Again, this comes from the assumption that holding onto everything is safer. It's not. Every year you keep sensitive employment data beyond the legal requirement, you're extending your exposure window. If there's ever a data breach or a document goes missing, the longer you've held it, the bigger the liability.
The right move: establish a retention schedule. Three years from hire, or one year from termination, whichever triggers later. Then destroy. Shred the paper. Delete the files. Wipe the hard drive. Document that you did it. Most dealerships don't have this policy, so they're technically compliant on the I-9 itself but non-compliant on data retention practices.
What You Can Do Starting Monday
This doesn't require a compliance overhaul.
First: audit where you're actually storing I-9s and photocopies right now. Be honest about access controls. Who can see them? Is the file locked? Is there a log of who accessed it?
Second: create a simple disclosure document for new hires that explains what personal information you're collecting and why. One paragraph. Two minutes to draft.
Third: establish a retention schedule. Write down your policy: "I-9 forms are retained for [X years] and then destroyed per federal requirements." Make it real.
Fourth: if you're making photocopies of identity documents, stop. Or set a 30-day destruction date and stick to it.
Fifth: think about whether a payroll system with better audit controls would actually reduce your compliance risk overall. Not because I-9 compliance is broken, but because your entire employment record posture matters.

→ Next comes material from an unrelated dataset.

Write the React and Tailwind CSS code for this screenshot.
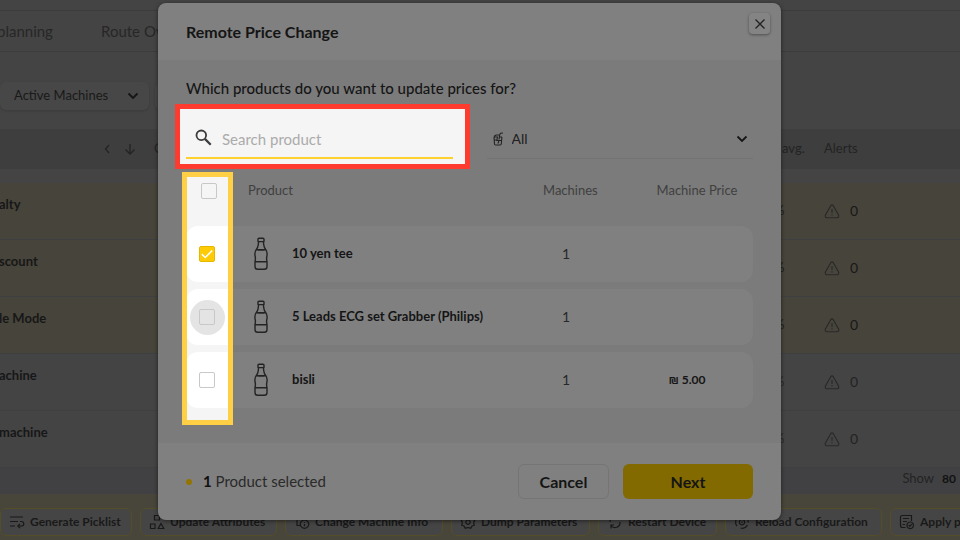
import React from "react";

const Bottle = () => (
  <svg width="16" height="34" viewBox="0 0 16 34" fill="none" stroke="#232323" strokeWidth="1.4" strokeLinejoin="round">
    <path d="M5 2.2Q5 1.2 6 1.2h4Q11 1.2 11 2.2V4.6H5ZM5.6 4.6 5.2 8Q5 10.500 3.200 12.600M10.400 4.600 10.800 8Q11 10.500 12.800 12.600M3.200 12.600Q1.200 15.500 2.200 19.500 2.700 22 2 24.600V29.500Q2 32.300 4.600 32.300H11.400Q14 32.300 14 29.500V24.600Q13.300 22 13.800 19.500 14.800 15.500 12.800 12.600ZM3.200 12.600Q8 13.700 12.800 12.600M2 24.700H14" />
  </svg>
);

const Chevron = ({ className }) => (
  <svg className={className} width="12" height="8" viewBox="0 0 12 8" fill="none" stroke="currentColor" strokeWidth="1.8">
    <path d="M1.500 1.500 6 6 10.500 1.500" />
  </svg>
);

const Alert = () => (
  <svg width="16" height="15" viewBox="0 0 16 15" fill="none" stroke="#282828" strokeWidth="1.100" strokeLinejoin="round">
    <path d="M6.700 1.700Q8 0 9.300 1.700L14.600 11Q15.400 13.600 13 13.800H3Q.6 13.600 1.400 11ZM8 5V9M8 10.300V11.400" />
  </svg>
);

const iconPaths = {
  picklist: "M1 3H14M1 7.500H9M1 12H6M11 7.500H12.500Q14.800 7.700 14.800 9.800 14.800 12 12.500 12H9M11 9.800 8.800 12 11 14.200",
  attributes: "M5.500 1.500H10.500V6H5.500ZM1.500 10H6V14.500H1.500ZM12 9.500 14.800 14.500H9.200Z",
  info: "M1.500 2H5M3 2V11.500H6M10.500 6A4.200 4.200 0 1 0 10.510 6M10.500 8.200V9M10.500 10V12.300",
  gear: "M8 1.500 9.500 3.200 12 2.800 12.600 5.200 14.700 6.500 13.700 8.800 14.300 11.200 12 12 10.800 14.200 8 13.500 5.200 14.200 4 12 1.700 11.200 2.300 8.800 1.300 6.500 3.400 5.200 4 2.800 6.500 3.200ZM8 6A2.200 2.200 0 1 0 8.010 6",
  restart: "M3 8A5 5 0 0 1 12 5M12 2V5.500H9M13 8A5 5 0 0 1 4 11.500M4 14.500V11H7",
  reload: "M5 2.500A6.200 6.200 0 0 0 3 12M6.500 14A6.200 6.200 0 0 0 13.500 11M14.200 8.500A6 6 0 0 0 11 2.800M8 5.500A2.700 2.700 0 1 0 8.010 5.500M8 7.500V9",
  apply: "M6.500 13.500H3.500Q1.500 13.500 1.500 11.500V3Q1.500 1.500 3.500 1.500H12.500V7M4 4.500H10M4 7.500H8M3.500 10.500H6M11.200 8A3.300 3.300 0 1 0 11.210 8M9.700 11.200 10.800 12.300 12.800 10.200",
};

const actions = [
  { label: "Generate Picklist", icon: "picklist", width: "w-[132px]" },
  { label: "Update Attributes", icon: "attributes", width: "w-[137px]" },
  { label: "Change Machine Info", icon: "info", width: "w-[158px]" },
  { label: "Dump Parameters", icon: "gear", width: "w-[139px]" },
  { label: "Restart Device", icon: "restart", width: "w-[119px]" },
  { label: "Reload Configuration", icon: "reload", width: "w-[157px]" },
  { label: "Apply planogram", icon: "apply", width: "w-[140px]" },
];

const machines = [
  { name: "alty", tone: "bg-[#47443b]", bold: true },
  { name: "scount", tone: "bg-[#47443b]", bold: true },
  { name: "le Mode", tone: "bg-[#47443b]", bold: true },
  { name: "achine", tone: "bg-[#444444]" },
  { name: "machine", tone: "bg-[#444444]" },
];

const products = [
  { name: "10 yen tee", machines: 1, price: "", checked: true },
  { name: "5 Leads ECG set Grabber (Philips)", machines: 1, price: "", hovered: true },
  { name: "bisli", machines: 1, price: "₪ 5.00" },
];

function Tick({ label, checked = false, hovered = false }) {
  return (
    <span className={`relative inline-flex size-[35px] items-center justify-center rounded-full ${hovered ? "bg-[#e4e4e4]" : ""}`}>
      <input
        type="checkbox"
        aria-label={label}
        defaultChecked={checked}
        className="peer size-4 appearance-none rounded-xs border border-[#c8c8c8] checked:border-[#e5b800] checked:bg-[#ffcb05]"
      />
      <svg className="pointer-events-none absolute hidden peer-checked:block" width="14" height="14" viewBox="0 0 14 14" fill="none" stroke="#fff" strokeWidth="1.600">
        <path d="M1.800 7.200 5.300 10.500 12.200 3.500" />
      </svg>
    </span>
  );
}

function MachinesPage() {
  return (
    <div className="bg-[#444444] text-[#1e1e1e]">
      <div className="h-2.5" />
      <nav className="flex h-[42px] items-center gap-[52px] border-y border-[#3c3c3c] text-[15px] text-[#272727]">
        <a href="#planning" className="-ml-[3px] w-[52px] whitespace-nowrap">planning</a>
        <a href="#route" className="whitespace-nowrap">Route Ov</a>
      </nav>
      <div className="flex h-[77px] items-center gap-1.5 pt-[10px]">
        <div className="relative flex h-7 w-[149px] items-center rounded-md bg-[#474747] shadow-sm">
          <select aria-label="Machine status" className="h-full w-full appearance-none bg-transparent pl-3.5 text-[13px] text-[#191919]">
            <option>Active Machines</option>
          </select>
          <Chevron className="pointer-events-none absolute right-2.5 text-[#151515]" />
        </div>
        <div className="h-7 w-[140px] rounded-md bg-[#474747] shadow-sm" />
      </div>
      <div className="grid h-10 grid-cols-[104px_50px_628px_42px_1fr] items-center bg-[#3e3e3e] text-[13px] text-[#232323]">
        <span />
        <span className="flex items-center gap-3.5">
          <svg width="6" height="10" viewBox="0 0 6 10" fill="none" stroke="currentColor" strokeWidth="1.200"><path d="M5 1 1.500 5 5 9" /></svg>
          <svg width="12" height="12" viewBox="0 0 12 12" fill="none" stroke="currentColor" strokeWidth="1.300"><path d="M6 1V11M1.500 6.500 6 11 10.500 6.500" /></svg>
        </span>
        <span>C</span>
        <span>avg.</span>
        <span>Alerts</span>
      </div>
      <div className="h-3.5" />
      {machines.map((m) => (
        <div key={m.name} className={`grid h-[57px] grid-cols-[774px_50px_26px_1fr] items-center border-b border-[#3e3f40] text-[13px] ${m.tone}`}>
          <span className="-ml-px pb-3 font-bold text-[#171717]">{m.name}</span>
          <span className={m.bold ? "text-[#1c1c1c]" : "text-[#272727]"}>%</span>
          <Alert />
          <span className={m.bold ? "text-sm text-[#181818]" : "text-sm text-[#232323]"}>0</span>
        </div>
      ))}
      <div className="flex h-[26px] items-center justify-end gap-2 bg-[#414143] pr-1 pb-1 text-[13px] text-[#232323]">
        <span>Show</span>
        <b className="text-xs text-[#121212]">80</b>
      </div>
      <div className="flex h-[50px] items-start gap-2 overflow-hidden bg-[#48453b] pt-[14px]">
        {actions.map((a) => (
          <button key={a.label} type="button" className={`flex h-7 shrink-0 items-center gap-[5px] whitespace-nowrap rounded-md border border-[#554d27] bg-[#454545] pl-2 text-xs font-bold text-[#191919] ${a.width}`}>
            <svg width="16" height="16" viewBox="0 0 16 16" fill="none" stroke="currentColor" strokeWidth="1.200" className="shrink-0"><path d={iconPaths[a.icon]} /></svg>
            {a.label}
          </button>
        ))}
      </div>
    </div>
  );
}

function PriceDialog() {
  return (
    <section role="dialog" aria-labelledby="dialog-title" className="absolute top-[3px] left-[158px] w-[623px] overflow-hidden rounded-lg bg-[#808080] text-[#151515] shadow-[0_1px_4px_rgba(0,0,0,0.5)]">
      <header className="flex h-[57px] items-center justify-between pr-[11px] pl-7">
        <h1 id="dialog-title" className="text-base font-bold">Remote Price Change</h1>
        <button type="button" aria-label="Close" className="mb-4 flex size-[21px] items-center justify-center rounded-sm bg-[#848484] shadow-[0_1px_3px_rgba(0,0,0,0.4)]">
          <svg width="10" height="10" viewBox="0 0 10 10" stroke="#222" strokeWidth="1.300"><path d="M.5.5 9.500 9.500M9.500.5.5 9.500" /></svg>
        </button>
      </header>

      <div className="bg-[#7b7b7b] px-7 pt-[18px] pb-7">
        <h2 className="text-[15px] leading-5 font-medium">Which products do you want to update prices for?</h2>
        <div className="mt-5 grid grid-cols-2 gap-[34px]">
          <div className="relative">
            <div className="absolute -top-3.5 -right-[17px] -bottom-2.5 -left-[11px] border-[5px] border-[#ff3b2f] bg-[#f5f5f5]" />
            <label className="relative flex h-[41px] items-center gap-2.5 border-b-2 border-[#ffd12e] pt-1 pl-[9px]">
              <svg width="17" height="17" viewBox="0 0 17 17" fill="none" stroke="#3c3c3c" strokeWidth="1.800" className="mb-1 shrink-0"><circle cx="6.300" cy="6.300" r="4.800" /><path d="M9.900 9.900 15.700 15.700" strokeWidth="2.300" /></svg>
              <input type="text" aria-label="Search product" placeholder="Search product" className="w-full bg-transparent text-[15px] outline-none placeholder:text-[#ababab]" />
            </label>
          </div>
          <label className="relative flex h-[41px] items-center border-b border-[#727272] pt-0.5">
            <svg width="11" height="14" viewBox="0 0 11 14" fill="none" stroke="#232323" strokeWidth="1.100" className="absolute left-[6px]"><path d="M1 5 1.500 12Q1.600 13 2.500 13H7.300Q8.200 13 8.300 12L8.900 5M1 5H4.500L3.800 8.500H6L5 11.500M1.500 8H3.800M6 8.500H8.500M6 7.500 6.800 2.500 7.500 1.200 10 1M8.900 5H6.500M1.200 5Q1.500 3 3.500 3H6" /></svg>
            <select aria-label="Product category" className="h-full w-full appearance-none bg-transparent pl-[25px] text-sm text-[#202020]">
              <option>All</option>
            </select>
            <Chevron className="pointer-events-none absolute right-[5px] text-[#151515]" />
          </label>
        </div>

        <div className="relative mt-1">
          <div className="absolute top-[9px] bottom-[-10px] -left-1 w-[51px] bg-[#f5f5f5]" />
          <table className="relative w-full table-fixed border-separate border-spacing-x-0 border-spacing-y-[7px]">
            <colgroup>
              <col className="w-[42px]" />
              <col className="w-[64px]" />
              <col />
              <col className="w-[136px]" />
              <col className="w-[112px]" />
            </colgroup>
            <thead>
              <tr className="h-[49px] align-top text-[13px] text-[#404040]">
                <th className="pt-[3px] pl-1 font-normal"><Tick label="Select all products" /></th>
                <th colSpan="2" className="pt-[11px] pl-5 text-left font-normal">Product</th>
                <th className="pt-[11px] pl-[38px] text-left font-normal">Machines</th>
                <th className="pt-[11px] text-center font-normal">Machine Price</th>
              </tr>
            </thead>
            <tbody>
              {products.map((p) => (
                <tr key={p.name} className="h-14 text-[13px]">
                  <td className="rounded-l-xl bg-white text-center leading-none"><Tick label={p.name} checked={p.checked} hovered={p.hovered} /></td>
                  <td className="bg-[#808080] pl-[25px]"><Bottle /></td>
                  <td className="bg-[#808080] font-bold">{p.name}</td>
                  <td className="bg-[#808080] pl-[57px] text-sm text-[#282828]">{p.machines}</td>
                  <td className="rounded-r-xl bg-[#808080] pr-5 text-center text-xs font-bold">{p.price}</td>
                </tr>
              ))}
            </tbody>
          </table>
          <div className="pointer-events-none absolute top-[9px] bottom-[-10px] -left-1 w-[51px] border-[5px] border-[#ffd046]" />
        </div>
      </div>

      <footer className="flex h-[77px] items-center px-7">
        <span className="size-1.5 rounded-full bg-[#927400]" />
        <p className="ml-[11px] flex-1 text-[15px] text-[#2a2a2a]"><b className="text-[#111111]">1</b> Product selected</p>
        <button type="button" className="h-[35px] w-[91px] rounded-md border border-[#757575] text-base font-bold">Cancel</button>
        <button type="button" className="ml-3.5 h-[35px] w-[130px] rounded-md bg-[#826900] text-base font-bold">Next</button>
      </footer>
    </section>
  );
}

export default function App() {
  return (
    <main className="relative h-screen overflow-hidden bg-[#444444] font-['Lato','Open_Sans',sans-serif]">
      <MachinesPage />
      <PriceDialog />
    </main>
  );
}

The conventional wisdom about I-9 compliance isn't wrong, exactly. It's just incomplete. And that gap between "compliant with I-9" and "compliant with FTC privacy standards and state employment law" is where real dealer license risk lives.
The Bottom Line
You're probably not as exposed on I-9 forms as you think, but you might be more exposed on data handling and retention practices than you realize.
Stop treating I-9 compliance as a filing exercise. Treat it as one part of a broader employment records and data protection system. That's where the actual compliance wins happen.